Book Documents White Slave Children in Colonial MD and VA
Without Indentures: Index to White Slave Children in Colonial Court Records

The following article is excerpted from the book, Without Indentures: Index to White Slave Children in Colonial Court Records, by Richard Hayes Phillips. Drawing on records found in county courthouses, Dr. Phillips has compiled incontrovertible evidence of 5,000 children who were kidnapped from Ireland, Scotland, England, and New England and sold into slavery in Maryland and Virginia, ca. 1660-1720.  The author’s dramatic description of this practice of forced labor imposed upon un-indentured children is nothing short of groundbreaking.  If your missing ancestor could have lived in one of the following counties, Without Indentures: Index to White Slave Children in Colonial Court Records might just contain the clue you are looking for! (Anne Arundel, Baltimore, Cecil, Charles, Dorchester, Kent, Prince George’s Queen Anne’s, Somerset, and Talbot counties in Maryland;  Accomack, Charles, Essex, Henrico, Isle of Wight, Lancaster, Middlesex, Norfolk, Northampton, Northumberland, Old Rappahannock, Princess Anne, Richmond, Stafford, Surry,  Westmoreland, and York in Virginia.)

From the Foreword:

“Your poor petitioner was spirited out of his native country, unknown to any of his friends, and shipped aboard for this country as a servant.” So begins the petition of John Lyme, presented to the County Court in Somerset County, Maryland on 15 January 1690.”

John Lyme was one of thousands of white children spirited out of their native countries, unknown to their families and friends, transported to America, and sold into slavery . . . 

John Lyme swore that, on board the ship, he was given indentures “for four years,” and that some of his “ship mates are alive which can prove the same,” but that his indenture “was by some deceitful means or other taken” from him.

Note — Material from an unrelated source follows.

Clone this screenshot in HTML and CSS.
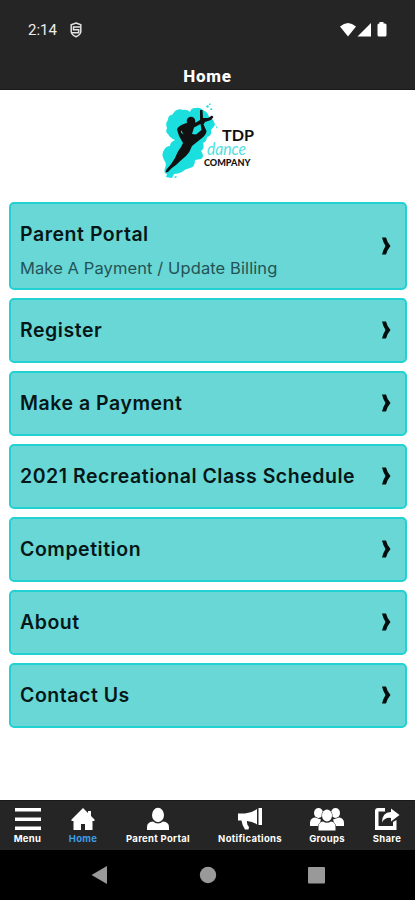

And so, “five months after landing,” in 1686, he was brought before the court in Somerset County, adjudged to be fifteen years of age, and ordered to serve seven years. 

A systematic search of the surviving Court Order Books from the county courts of Maryland and Virginia has turned up more than five thousand white children, all without indentures, who were brought before the courts to have their ages adjudged and to be sentenced to slavery. It is likely that nearly all of these children were kidnapped, according to law. 

What is different about John Lyme is that he is the only one of the five thousand children who managed to get a petition on the record in the County Court stating that he was “spirited out of his native country.” That is to say, he came here involuntarily. He was kidnapped . . . .

Thrust into the same system was James Hambleton, my direct ancestor.  Born and raised near Dover, New Hampshire, his Last Will and Testament, and that of Grace Hambleton, his wife, were recorded in Westmoreland County, Virginia. And so I hitchhiked to Montross, Virginia to photograph the wills, and to see what else I could find in the county records. It was there that I discovered that James had been a slave for fifteen years. 

James Hambleton appears in the court records of Westmoreland County six times. His first appearance, on 26 April 1699, reads in its entirety:  “James Hamelton, servant to James Bourn, is adjudged to be twelve years of age and is ordered to serve according to law.”  

[A subsequent entry for James Hambleton reads as follows:]

Hambleton, James, 26 April 1699, age 12, James Bourn. Born 1682, Dover, New Hampshire, son of David Hambleton and Annah Jaxson. Sentenced to five months for running away, one year for violently assaulting his master, and twenty lashes for his “arrogant and saucy words and behavior” before the court, 26 March 1707. Sold to John Garner. Petition for freedom denied, 24 September 1712. Freed by court, 24 February 1714. Purchased 100 acres from Henry Asbury Jr., 21 July 1725. Married Grace. His will dated 17 November 1726. Her will dated 11 February 1727. Children: James, John, Ann.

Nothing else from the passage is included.